Masa Depan Aksioma dan Batas Pengetahuan
Konsep aksioma, meskipun berakar pada zaman kuno, tetap relevan dan terus berkembang seiring dengan evolusi pemikiran dan teknologi. Peran aksioma dalam membentuk pemahaman kita tentang kebenaran dan pengetahuan tidak akan lekang oleh waktu, namun interpretasi dan penerapannya terus ditinjau ulang dan diperluas.
AI dan Pembuktian Aksiomatik
Di era kecerdasan buatan, sistem pembuktian teorema otomatis semakin canggih. AI dapat dilatih untuk mengenali pola-pola logis dan bahkan menemukan pembuktian teorema baru berdasarkan serangkaian aksioma yang diberikan. Ini menggarisbawahi kekuatan metode aksiomatik dalam komputasi dan memberikan alat baru untuk eksplorasi dan validasi sistem matematis.
Namun, AI juga mengajukan pertanyaan baru: Apakah intuisi manusia dalam memilih aksioma dapat direplikasi oleh mesin? Apakah aksioma yang dipilih oleh AI memiliki "kebenaran" yang sama dengan yang dipilih oleh manusia? Peran aksioma dalam AI adalah sebagai fondasi bagi sistem penalaran mesin, dan kualitas serta kelengkapan aksioma tersebut sangat menentukan kapasitas penalaran AI.
Peran Aksioma dalam Filsafat Ilmu
Dalam filsafat ilmu, perdebatan tentang aksioma terus berlanjut. Bagaimana kita memilih aksioma dalam teori ilmiah? Apakah aksioma fisika adalah kebenaran universal tentang alam semesta, ataukah mereka adalah konstruksi yang paling efektif untuk memprediksi fenomena? Pertanyaan-pertanyaan ini terkait erat dengan debat realisme vs. antirealisme dalam sains.
Aksioma berfungsi sebagai lensa yang melaluinya kita memandang dan memahami dunia. Perubahan dalam aksioma, seperti dari fisika Newton ke relativitas Einstein, dapat mengubah secara fundamental model realitas yang kita gunakan.
Batasan Fundamental
Teorema Ketidaklengkapan Gödel tetap menjadi pengingat yang kuat tentang batasan fundamental dari setiap sistem aksiomatik formal. Ini berarti bahwa, meskipun aksioma menyediakan fondasi yang kuat, selalu ada potensi untuk kebenaran yang tidak dapat dijangkau dari dalam sistem tersebut. Ini mendorong kita untuk terus mencari aksioma baru, memperluas sistem, atau bahkan merumuskan kembali dasar-dasar pengetahuan kita.
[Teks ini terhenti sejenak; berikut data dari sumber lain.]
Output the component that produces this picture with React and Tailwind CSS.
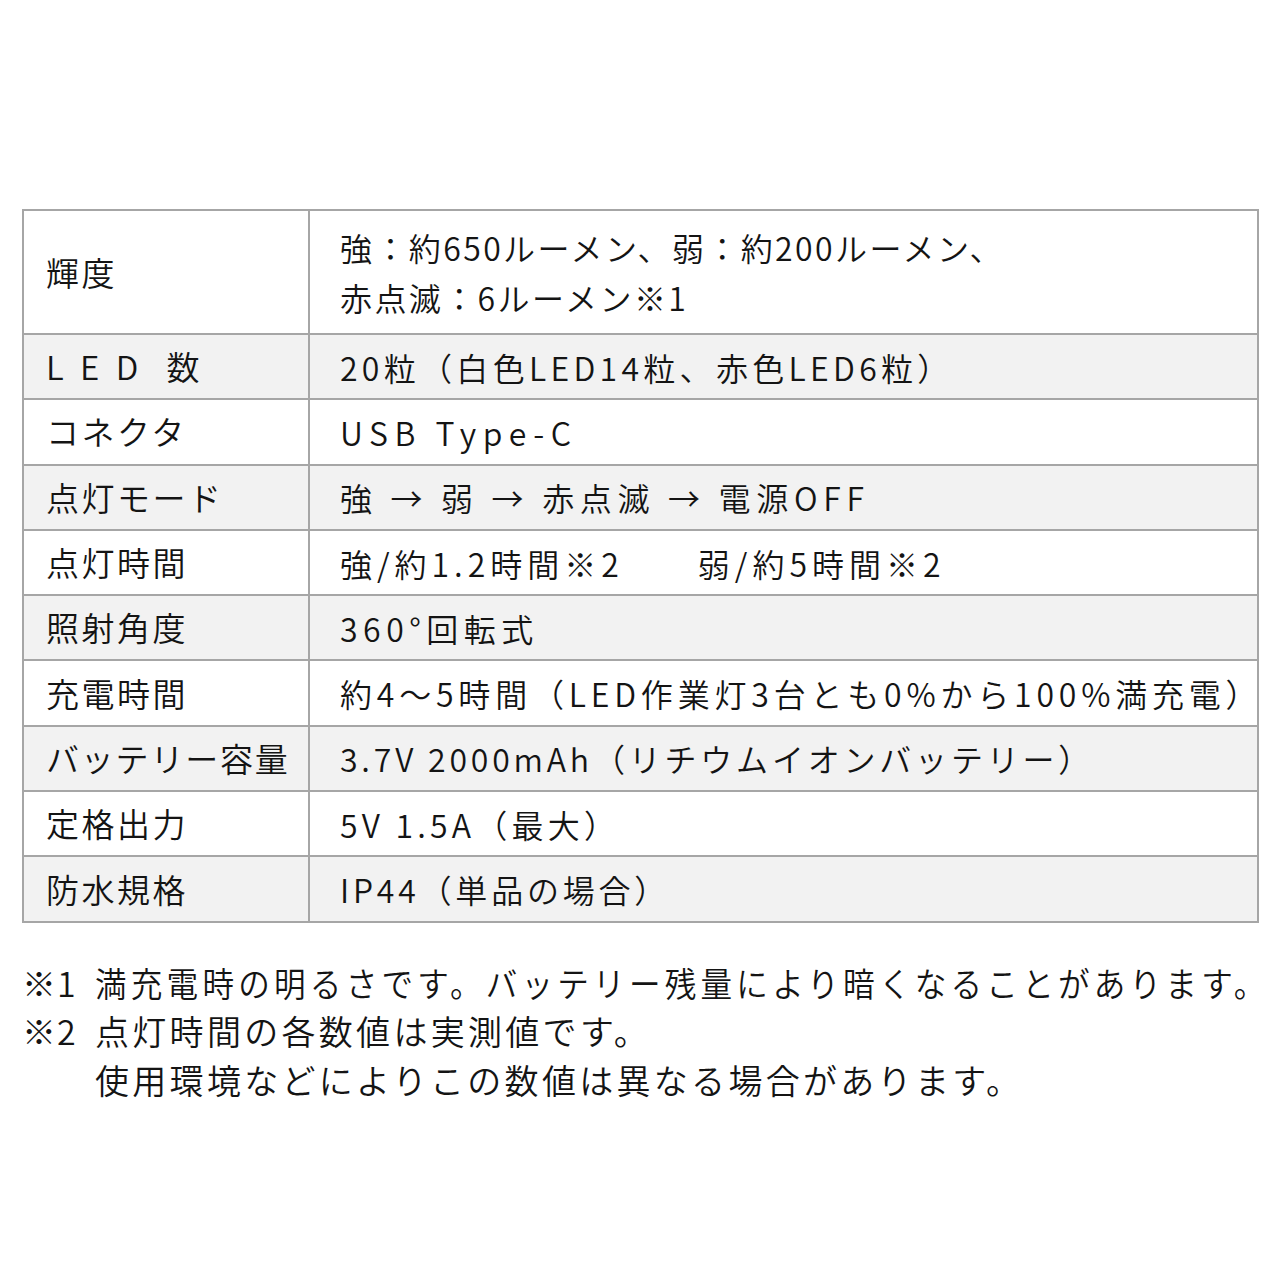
import React from "react";

const rows = [
  {
    label: "輝度",
    lt: "tracking-[2.5px]",
    value: ["強：約650ルーメン、弱：約200ルーメン、", "赤点滅：6ルーメン※1"],
    vt: "tracking-[2.4px]",
    tall: true,
  },
  { label: "L E D  数", lt: "tracking-[4.5px]", value: ["20粒（白色LED14粒、赤色LED6粒）"], vt: "tracking-[4.3px]" },
  { label: "コネクタ", lt: "tracking-[2.5px]", value: ["USB Type-C"], vt: "tracking-[6.5px]" },
  { label: "点灯モード", lt: "tracking-[2.5px]", value: ["強 → 弱 → 赤点滅 → 電源OFF"], vt: "tracking-[5.7px]" },
  { label: "点灯時間", lt: "tracking-[2.5px]", value: ["強/約1.2時間※2　　弱/約5時間※2"], vt: "tracking-[5px]" },
  { label: "照射角度", lt: "tracking-[2.5px]", value: ["360°回転式"], vt: "tracking-[5.5px]" },
  { label: "充電時間", lt: "tracking-[2.5px]", value: ["約4〜5時間（LED作業灯3台とも0%から100%満充電）"], vt: "tracking-[4.8px]" },
  { label: "バッテリー容量", lt: "tracking-[1.8px]", value: ["3.7V 2000mAh（リチウムイオンバッテリー）"], vt: "tracking-[3.8px]" },
  { label: "定格出力", lt: "tracking-[2.5px]", value: ["5V 1.5A（最大）"], vt: "tracking-[4.2px]" },
  { label: "防水規格", lt: "tracking-[2.5px]", value: ["IP44（単品の場合）"], vt: "tracking-[3.8px]" },
];

export default function App() {
  return (
    <div
      className="w-[1280px] h-[1280px] bg-white text-[#141414] font-[350]"
      style={{ fontFamily: '"Noto Sans CJK JP", "Noto Sans", sans-serif' }}
    >
      <div className="pt-[209px] pl-[22px]">
        <div className="w-[1237px] border-2 border-[#a6a6a6]">
          {rows.map((r, i) => (
            <div
              key={i}
              className={`flex ${i > 0 ? "border-t-2 border-[#a6a6a6]" : ""} ${
                i % 2 === 1 ? "bg-[#f2f2f2]" : "bg-white"
              } ${r.tall ? "h-[122px]" : "h-[65.3px]"}`}
            >
              <div
                className={`w-[286px] shrink-0 border-r-2 border-[#a6a6a6] flex items-center pl-[22px] text-[33px] leading-none whitespace-pre ${r.lt}`}
              >
                {r.label}
              </div>
              <div
                className={`flex-1 flex flex-col justify-center pl-[30px] text-[32px] leading-[50px] whitespace-pre ${r.vt}`}
              >
                {r.value.map((v, j) => (
                  <div key={j}>{v}</div>
                ))}
              </div>
            </div>
          ))}
        </div>
      </div>
      <div className="pl-[22px] pt-[36px] text-[34px] leading-[48.5px]">
        <div className="flex whitespace-nowrap">
          <span className="w-[73px] shrink-0 tracking-[1px]">※1</span>
          <span className="inline-block origin-left scale-x-[0.93] tracking-[4.5px]">
            満充電時の明るさです。バッテリー残量により暗くなることがあります。
          </span>
        </div>
        <div className="flex whitespace-nowrap">
          <span className="w-[73px] shrink-0 tracking-[1px]">※2</span>
          <div className="tracking-[3.3px]">
            <div>点灯時間の各数値は実測値です。</div>
            <div>使用環境などによりこの数値は異なる場合があります。</div>
          </div>
        </div>
      </div>
    </div>
  );
}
Pengejaran akan fondasi yang tak terbantahkan adalah sebuah perjalanan tanpa akhir. Setiap kali kita berhasil membangun sebuah sistem yang kokoh di atas aksioma, kita seringkali menemukan pertanyaan baru atau batasan yang mendorong kita untuk memperluas atau meninjau ulang aksioma kita.
Kesimpulan: Keabadian Aksioma
Aksioma adalah jantung dari penalaran deduktif dan fondasi dari hampir setiap sistem pengetahuan yang koheren. Dari geometri Euklides hingga teori himpunan modern, dari logika Aristotelian hingga prinsip-prinsip fisika dan ekonomi, aksioma menyediakan titik tolak yang tak terbantahkan, memungkinkan kita untuk membangun struktur pengetahuan yang kompleks dan dapat diandalkan.
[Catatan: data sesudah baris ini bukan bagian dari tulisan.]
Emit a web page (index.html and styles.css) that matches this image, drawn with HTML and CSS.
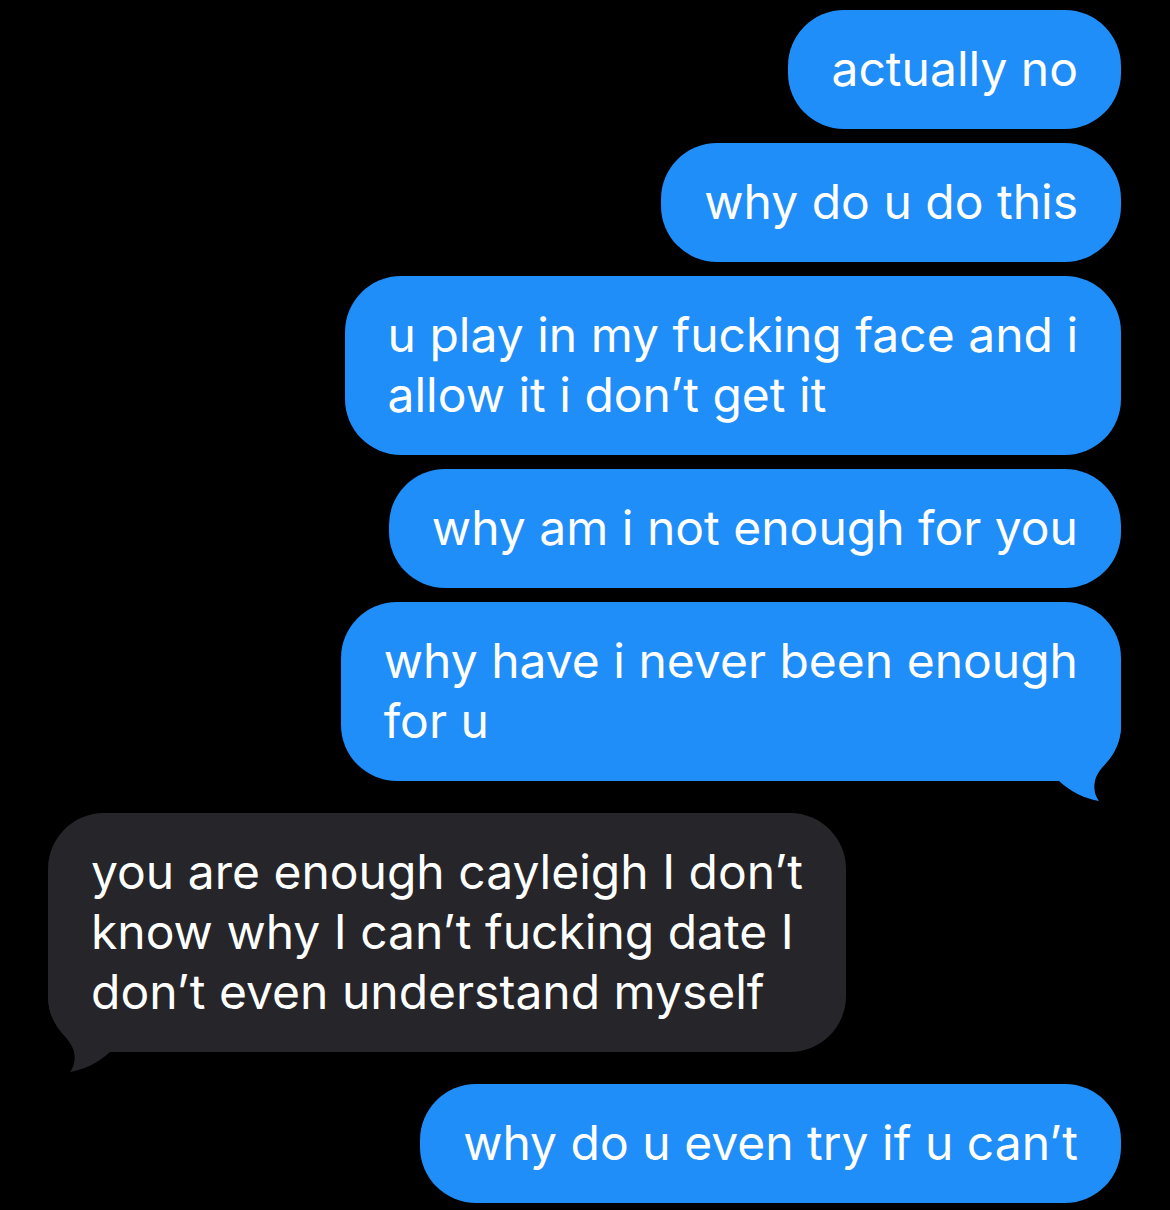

Meskipun pandangan kita tentang aksioma telah berevolusi dari kebenaran universal yang "jelas dengan sendirinya" menjadi premis yang dipilih secara hati-hati untuk konsistensi internal, peran fundamentalnya tetap tidak berubah. Aksioma adalah pondasi, batu pertama yang memungkinkan bangunan kebenaran untuk berdiri. Mereka membebaskan kita dari regresi tak terbatas dalam pembuktian, memberikan landasan yang stabil dari mana kita dapat menjelajahi alam semesta ide-ide dan realitas.
Namun, perjalanan ini tidak tanpa tantangan. Diskusi seputar independensi, konsistensi, dan kelengkapan aksioma, terutama yang disorot oleh teorema Gödel, mengingatkan kita bahwa bahkan fondasi terkuat pun memiliki batasnya. Ini tidak mengurangi nilai aksioma, melainkan memperdalam pemahaman kita tentang kompleksitas pengetahuan dan sifat mendasar dari kebenaran itu sendiri.
Pada akhirnya, aksioma adalah manifestasi dari upaya manusia yang tak henti-hentinya untuk memahami dunia secara rasional, untuk menemukan prinsip-prinsip yang dapat dipegang teguh di tengah lautan informasi. Mereka adalah kebenaran-kebenaran dasar yang, apakah kita "menemukannya" atau "memilihnya," menjadi landasan tak tergoyahkan bagi bangunan pengetahuan kita.